Heel wat kalmer blijft onze gesprekspartner bij de discussie over mogelijke afspraken inzake investeringsgedrag. Jagdish Bhagwati: “Uiteindelijk gaat het hier om een achterhoedegevecht dat, gelukkig maar, minder schade kan veroorzaken dan de waanzin rond de internationale arbeidsstandaarden. Opmerkelijk is wel dat ik in de omgeving van Pascal Lamy, de commissaris die de missie van de Europese Unie in Doha zal leiden, hoor dat hij een akkoord over de investeringsregels wil om een doorbraak te forceren in het heikele landbouwdossier. Ik vind dat een gevaarlijke koppeling.”

Rijker menu

Ondanks haar jeugdige leeftijd _ als organisatie bestaat de WTO pas sinds 1995 _ en ondanks haar schamel jaarbudget van nauwelijks 100 miljoen dollar, krijgt de WTO van Jagdish Bhagwati toch een ‘voldoende’ op het rapport. “Twee elementen vereisen meer aandacht. Ten eerste, in tegenstelling tot de Gatt ( nvdrGeneral Agreement on Tariffs and Trade, de voorloper van de WTO) hebben de besluiten van de WTO een bindend karakter. Zo’n situatie vereist een leiderschap dat subtiliteit combineert met doortastendheid. De WTO-mensen hebben ter zake nog veel te leren. Mijn tweede bemerking houdt verband met het bindende karakter van de WTO-interventies: er moet meer juridische creativiteit aan de dag worden gelegd om het menu met mogelijke sancties en ingrepen rijker te maken.
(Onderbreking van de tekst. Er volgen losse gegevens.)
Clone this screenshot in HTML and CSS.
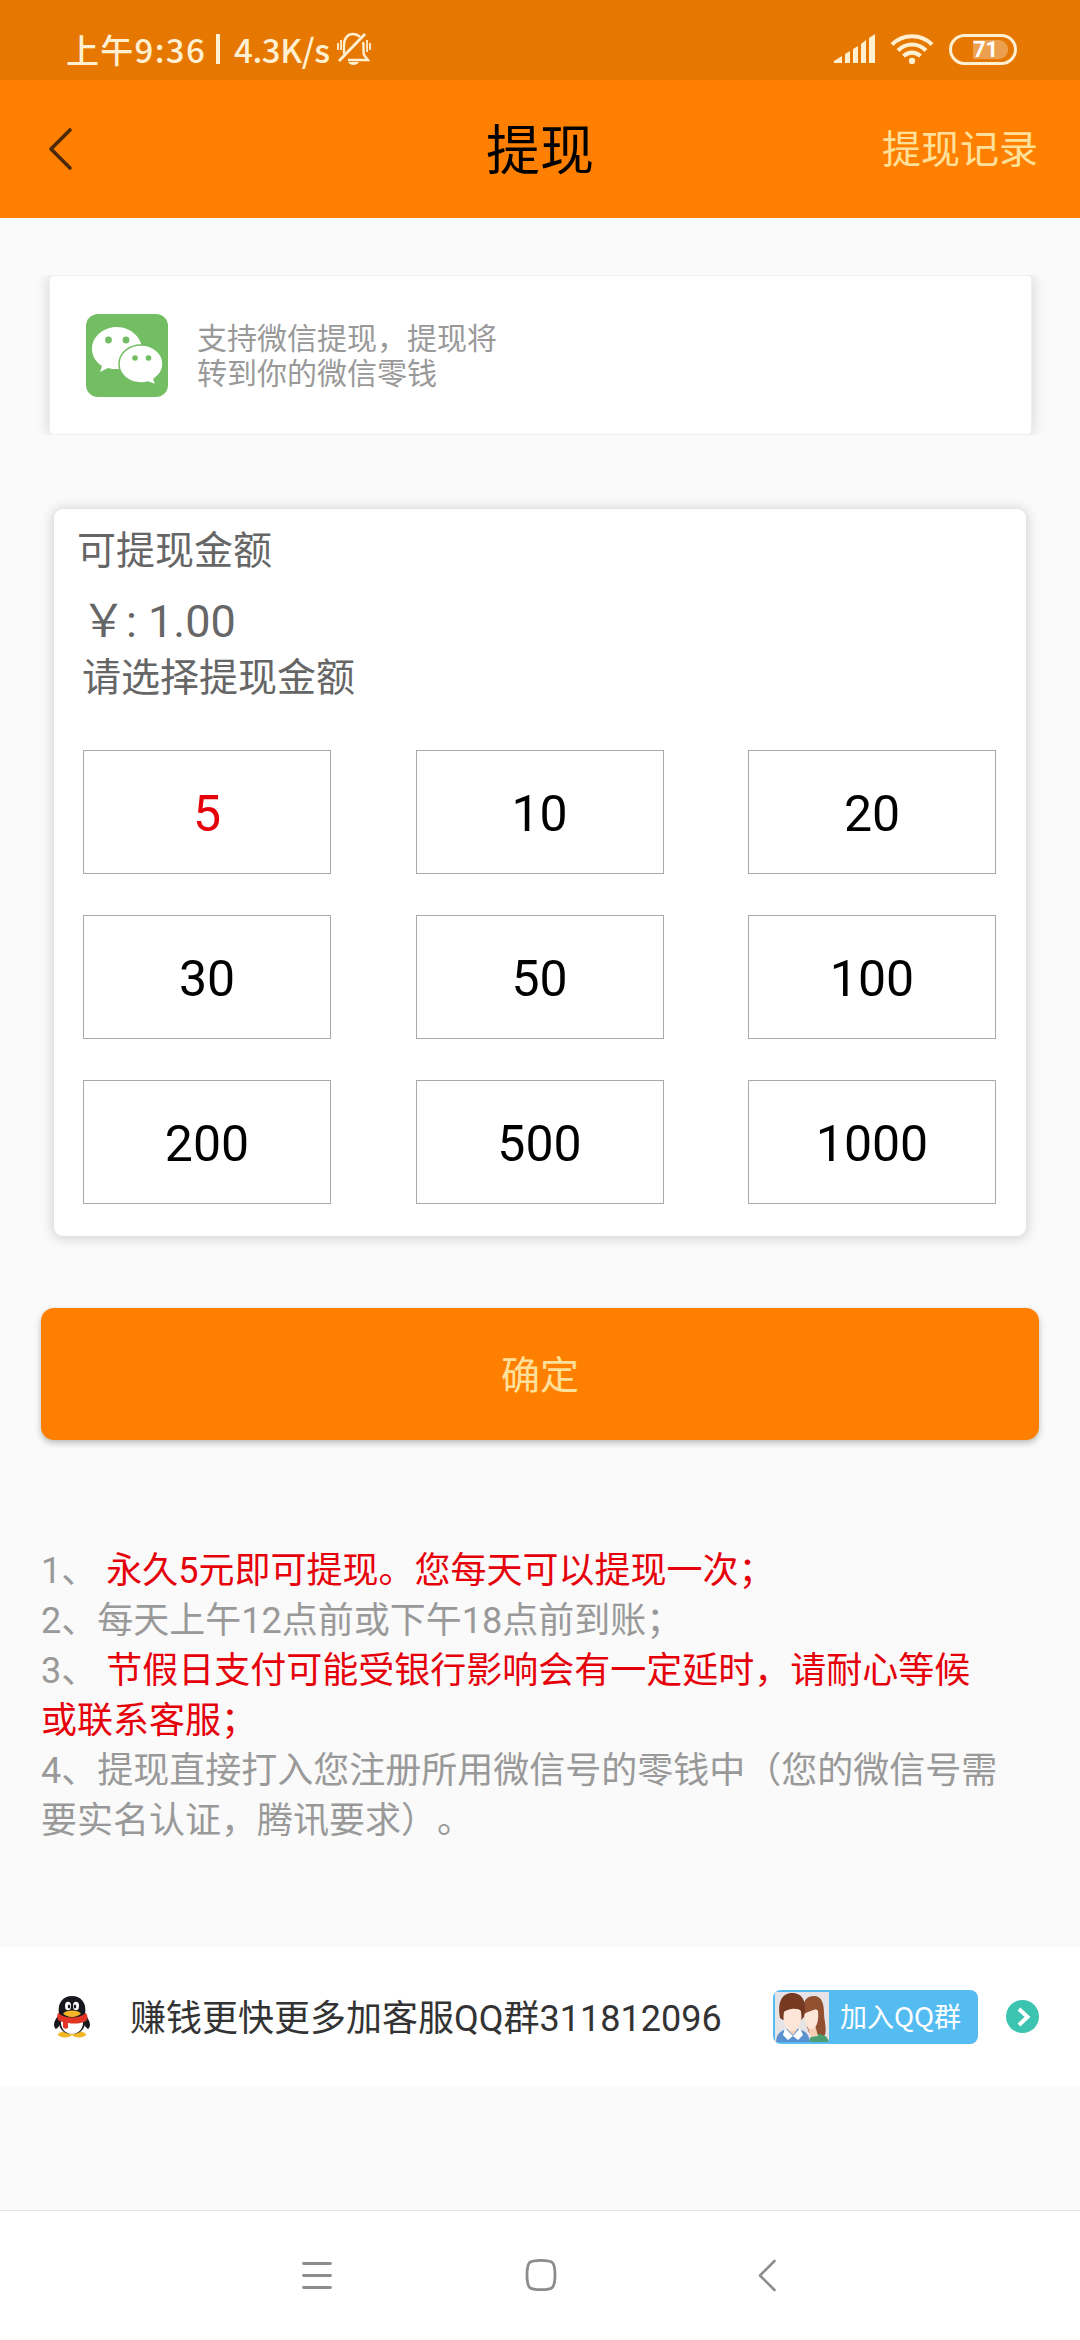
FILE: index.html
```html
<!DOCTYPE html>
<html lang="zh-CN">
<head>
    <meta charset="UTF-8">
    <meta name="viewport" content="width=device-width, initial-scale=1.0">
    <title>提现</title>
    <link rel="stylesheet" href="styles.css">
</head>
<body>
    <div class="status-bar">
        <div class="status-left">
            <span class="status-time">上午9:36</span>
            <span class="status-sep"></span>
            <span class="status-speed">4.3K/s</span>
            <svg class="icon-mute" width="36" height="36" viewBox="0 0 36 36" fill="none" stroke="#fff0d2" stroke-width="2.4">
                <path d="M8 23V14C8 7 12 3 17 3c3 0 5 1 7 3M27 11c1 3 0 9 1 13l4 5H12"/>
                <path d="M3 30L29 3" stroke-width="2.8"/>
                <path d="M2 12v7M5 9v10M31 9v12M34 12v7" stroke-width="1.8"/>
                <path d="M12 31h11c-2 4-9 4-11 0z" fill="#fff0d2" stroke="none"/>
            </svg>
        </div>
        <div class="status-right">
            <svg width="42" height="30" viewBox="0 0 42 30" fill="#fff0d2">
                <path d="M0 29v-2l8-5v7zM11 20l5-3v12h-5zM19 15l5-3v17h-5zM27 10l5-4v23h-5zM35 4l6-4v29h-6z"/>
            </svg>
            <svg class="icon-wifi" width="44" height="30" viewBox="0 0 44 30" fill="none" stroke="#fff0d2" stroke-width="4.2">
                <path d="M2 10.5C13-.5 31-.5 42 10.5M8 16.500c8-8 20-8 28 0M13.500 22c5-4.500 12-4.500 17 0"/>
                <circle cx="22" cy="27" r="3.200" fill="#fff0d2" stroke="none"/>
            </svg>
            <div class="battery"><span class="battery-level">71</span></div>
        </div>
    </div>

    <div class="header">
        <svg class="back" width="26" height="44" viewBox="0 0 26 44" fill="none" stroke="#4a2a08" stroke-width="3.6" stroke-linecap="round" stroke-linejoin="round">
            <path d="M22 3L3 22l19 19"/>
        </svg>
        <h1>提现</h1>
        <a class="record">提现记录</a>
    </div>

    <div class="wechat-card">
        <svg width="82" height="83" viewBox="0 0 82 83">
            <rect width="82" height="83" rx="12" fill="#73be63"/>
            <path d="M31 13C17 13 6 23 6 35c0 7 4 13 10 17l-2 6 8-4c3 1 6 1 9 1 14 0 25-9 25-20S45 13 31 13z" fill="#fff"/>
            <path d="M55 31c-12 0-22 8-22 19s10 19 22 19c3 0 5 0 7-1l8 3-2-6c6-4 9-9 9-15 0-11-10-19-22-19z" fill="#fff" stroke="#73be63" stroke-width="1.500"/>
            <g fill="#73be63">
                <circle cx="22.500" cy="26" r="3.400"/>
                <circle cx="40" cy="26" r="3.400"/>
                <circle cx="49" cy="44" r="2.800"/>
                <circle cx="62.500" cy="44" r="2.800"/>
            </g>
        </svg>
        <p>支持微信提现，提现将<br>转到你的微信零钱</p>
    </div>

    <div class="amount-card">
        <div class="label">可提现金额</div>
        <div class="balance">￥: 1.00</div>
        <div class="label choose">请选择提现金额</div>
        <div class="amounts">
            <div class="amount active">5</div>
            <div class="amount">10</div>
            <div class="amount">20</div>
            <div class="amount">30</div>
            <div class="amount">50</div>
            <div class="amount">100</div>
            <div class="amount">200</div>
            <div class="amount">500</div>
            <div class="amount">1000</div>
        </div>
    </div>

    <button class="submit">确定</button>

    <div class="rules">
        <p>1、 <span class="red">永久5元即可提现。您每天可以提现一次；</span></p>
        <p>2、每天上午12点前或下午18点前到账；</p>
        <p>3、 <span class="red">节假日支付可能受银行影响会有一定延时，请耐心等候<br>或联系客服；</span></p>
        <p>4、提现直接打入您注册所用微信号的零钱中（您的微信号需<br>要实名认证，腾讯要求）。</p>
    </div>

    <div class="qq-row">
        <svg class="penguin" width="36" height="44" viewBox="0 0 36 44">
            <ellipse cx="11" cy="39.500" rx="7" ry="3" fill="#f5b529"/>
            <ellipse cx="25" cy="39.500" rx="7" ry="3" fill="#f5b529"/>
            <path d="M5 20C-1 26-1 32 2 34c2-1 3-3 4-5M31 20c6 6 6 12 3 14-2-1-3-3-4-5" fill="#16181d"/>
            <path d="M5 21c-2 12 4 18 13 18s15-6 13-18z" fill="#16181d"/>
            <path d="M7 25c-1 9 5 14 11 14s12-5 11-14z" fill="#fff"/>
            <path d="M5 19C3 8 9 1 18 1s15 7 13 18c-4 5-22 5-26 0z" fill="#16181d"/>
            <path d="M4 18c8 6 20 6 28 0 2 3 2 6 0 8-6 3-12 3-18 2v5c-2 1-4 1-5-1v-5c-3-1-4-1-5-2-1-3-1-5 0-7z" fill="#e23425"/>
            <ellipse cx="14" cy="11" rx="3" ry="4.200" fill="#fff"/>
            <ellipse cx="22" cy="11" rx="3" ry="4.200" fill="#fff"/>
            <ellipse cx="15" cy="11.500" rx="1.200" ry="2" fill="#16181d"/>
            <ellipse cx="21" cy="11.500" rx="1.200" ry="2" fill="#16181d"/>
            <path d="M9 18.500c3-4 15-4 18 0-4 4.500-14 4.500-18 0z" fill="#f5b529"/>
        </svg>
        <span class="qq-text">赚钱更快更多加客服QQ群311812096</span>
        <div class="join">
            <svg width="54" height="50" viewBox="0 0 54 50">
                <rect width="54" height="50" fill="#e6e3e6"/>
                <path d="M29 22C26 8 33 4 39 4c8 0 10 8 10 17 0 8 3 14 1 22-5 4-14 3-17-5z" fill="#91502f"/>
                <path d="M34 50c0-5 5-8 9-8s10 2 11 8z" fill="#4c9f72"/>
                <path d="M32 33h8l3 11-7 1z" fill="#f7cdb4"/>
                <path d="M29 22c0-3 13-7 14-3 1 9-1 17-6 18-5 0-8-7-8-15z" fill="#fde6d7"/>
                <path d="M28 23c3-3 9-4 15-7l3 8c1-12-3-17-9-17-5 0-8 6-9 16z" fill="#91502f"/>
                <path d="M1 50c0-8 5-11 10-13h13c6 2 10 5 11 13z" fill="#5a92cf"/>
                <path d="M10 36l8 8 7-8 3 7-5 5-5-4-5 4-5-5z" fill="#fff"/>
                <path d="M13 31h9v7l-4 5-5-5z" fill="#f7cdb4"/>
                <path d="M5 26C2 10 7 1 17 1c11 0 15 9 12 24l-3 3H8z" fill="#763a23"/>
                <path d="M9 20c3-3 14-5 17-1 2 10-3 20-9 20S7 30 9 20z" fill="#fde6d7"/>
                <path d="M7 23c1-6 5-9 18-8l2 9 1-11L17 7 8 11z" fill="#763a23"/>
            </svg>
            <span>加入QQ群</span>
        </div>
        <svg class="go" width="33" height="33" viewBox="0 0 33 33">
            <circle cx="16.500" cy="16.500" r="16.500" fill="#3cc4b0"/>
            <path d="M13 9l8.500 8L13 25" fill="none" stroke="#fff" stroke-width="4"/>
        </svg>
    </div>

    <div class="nav-bar">
        <svg width="32" height="34" viewBox="0 0 32 34" stroke="#8c8c8c" stroke-width="2.800" stroke-linecap="round">
            <path d="M2.500 5.500h27M2.500 17.500h27M2.500 29.500h27"/>
        </svg>
        <svg class="nav-home" width="32" height="34" viewBox="0 0 32 34" fill="none" stroke="#8c8c8c" stroke-width="2.800">
            <path d="M16 2.400c11.500 0 14 1 14 14.600s-2.500 14.600-14 14.600S2 30.600 2 17 4.500 2.400 16 2.400z"/>
        </svg>
        <svg width="20" height="34" viewBox="0 0 20 34" fill="none" stroke="#8c8c8c" stroke-width="2.600" stroke-linecap="round" stroke-linejoin="round">
            <path d="M17.500 3L3 17.500l14.500 14.500"/>
        </svg>
    </div>
</body>
</html>
```
FILE: styles.css
```css
* {
    box-sizing: border-box;
}
body {
    margin: 0;
    height: 2340px;
    display: flex;
    flex-direction: column;
    background: #fafafa;
    font-family: Roboto, "Noto Sans CJK SC", sans-serif;
    color: #666;
    overflow: hidden;
    text-spacing-trim: space-all;
}
svg {
    display: block;
    flex: none;
}
p {
    margin: 0;
}
.status-bar {
    height: 80px;
    padding: 18px 63px 0 66px;
    display: flex;
    justify-content: space-between;
    background: #e67700;
    color: #fff0d2;
    font-family: "Noto Sans CJK SC", sans-serif;
    font-weight: 500;
}
.status-left,
.status-right {
    display: flex;
    align-items: center;
    height: 62px;
}
.status-left {
    font-size: 33px;
    line-height: 62px;
}
.status-time {
    width: 139px;
    letter-spacing: 1.3px;
    white-space: nowrap;
}
.status-sep {
    width: 4px;
    height: 30px;
    margin: 0 14px 0 11px;
    background: #fff0d2;
}
.status-speed {
    width: 101px;
    letter-spacing: -0.4px;
}
.icon-mute {
    margin-left: 1px;
}
.icon-wifi {
    margin: 0 15px 0 14px;
}
.battery {
    width: 68px;
    height: 31px;
    padding: 3px 6px 3px 21px;
    border: 3px solid #fff0d2;
    border-radius: 16px;
}
.battery-level {
    display: block;
    height: 19px;
    border-radius: 0 9px 9px 0;
    background: #ec9f4d;
    color: #fff;
    font: bold 22px/20px Roboto, sans-serif;
}
.header {
    height: 138px;
    padding: 0 42px 0 48px;
    display: grid;
    grid-template-columns: 1fr auto 1fr;
    align-items: center;
    background: #ff8000;
}
.header h1 {
    margin: 0 0 0 -6px;
    padding-top: 6px;
    font-size: 54px;
    line-height: 60px;
    font-weight: 400;
    color: #000;
}
.record {
    justify-self: end;
    padding-top: 2px;
    font-size: 39px;
    line-height: 44px;
    color: #ffe09a;
}
.wechat-card {
    margin: 58px 49px 0 50px;
    height: 158px;
    padding-left: 36px;
    display: flex;
    align-items: center;
    background: #fff;
    border-radius: 4px;
    box-shadow: 0 0 0 1px #efefef, 0 0 14px 2px rgba(0, 0, 0, 0.14);
    /* keep the shadow on the left and right sides only */
    clip-path: inset(-1px -20px);
}
.wechat-card p {
    margin-left: 29px;
    padding-top: 2px;
    font-size: 30px;
    line-height: 35px;
    color: #999;
}
.amount-card {
    margin: 75px 54px 0;
    height: 727px;
    padding: 19px 30px 0 29px;
    background: #fff;
    border-radius: 9px;
    box-shadow: 0 1px 12px 2px rgba(0, 0, 0, 0.15);
}
.label {
    margin-left: -6px;
    font-size: 39px;
    line-height: 46px;
}
.balance {
    margin: 20px 0 0 -2px;
    font-size: 45px;
    line-height: 56px;
}
.choose {
    margin: 5px 0 0 -1px;
}
.amounts {
    margin-top: 49px;
    display: grid;
    grid-template-columns: repeat(3, 248px);
    justify-content: space-between;
    row-gap: 41px;
}
.amount {
    height: 124px;
    border: 1px solid #a9a9a9;
    font-size: 50px;
    line-height: 126px;
    text-align: center;
    color: #000;
}
.active {
    color: #e6000a;
}
.submit {
    margin: 72px 41px 0;
    padding: 0 0 4px;
    height: 132px;
    flex: none;
    border: none;
    border-radius: 13px;
    background: #ff8000;
    box-shadow: 0 3px 6px rgba(0, 0, 0, 0.25);
    font-family: inherit;
    font-size: 39px;
    color: #ffe09a;
}
.rules {
    margin: 106px 41px 0;
    font-size: 36px;
    line-height: 50px;
    color: #999;
}
.red {
    color: #e6000a;
}
.qq-row {
    margin-top: 101px;
    height: 139px;
    padding: 0 41px 0 54px;
    display: flex;
    align-items: center;
    background: #fff;
}
.qq-text {
    margin-left: 40px;
    padding-bottom: 3px;
    font-size: 36px;
    color: #333;
}
.join {
    margin-left: auto;
    width: 205px;
    height: 54px;
    padding-left: 2px;
    display: flex;
    align-items: center;
    border-radius: 8px;
    overflow: hidden;
    background: #55bcf2;
    font-family: "Noto Sans CJK SC", sans-serif;
    font-size: 27px;
    color: #fff;
}
.join span {
    margin-left: 11px;
    padding-bottom: 2px;
}
.go {
    margin-left: 28px;
}
.nav-bar {
    margin-top: auto;
    height: 130px;
    padding: 0 303px 2px 301px;
    display: flex;
    align-items: center;
    justify-content: space-between;
    background: #fff;
    border-top: 1px solid #e4e4e4;
}
.nav-home {
    margin-right: 8px;
}
```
We hebben meer mogelijkheden nodig om handelsdisputen op een faire en aanvaardbare manier te regelen.”

Johan Van Overtveldt

“De discussie rond arbeidsstandaarden is een uiting van je reinste protectionisme van de rijke landen.”

“De bilaterale handelsakkoorden die de Europese Unie afsluit, dienen vooral het Europees eigenbelang.”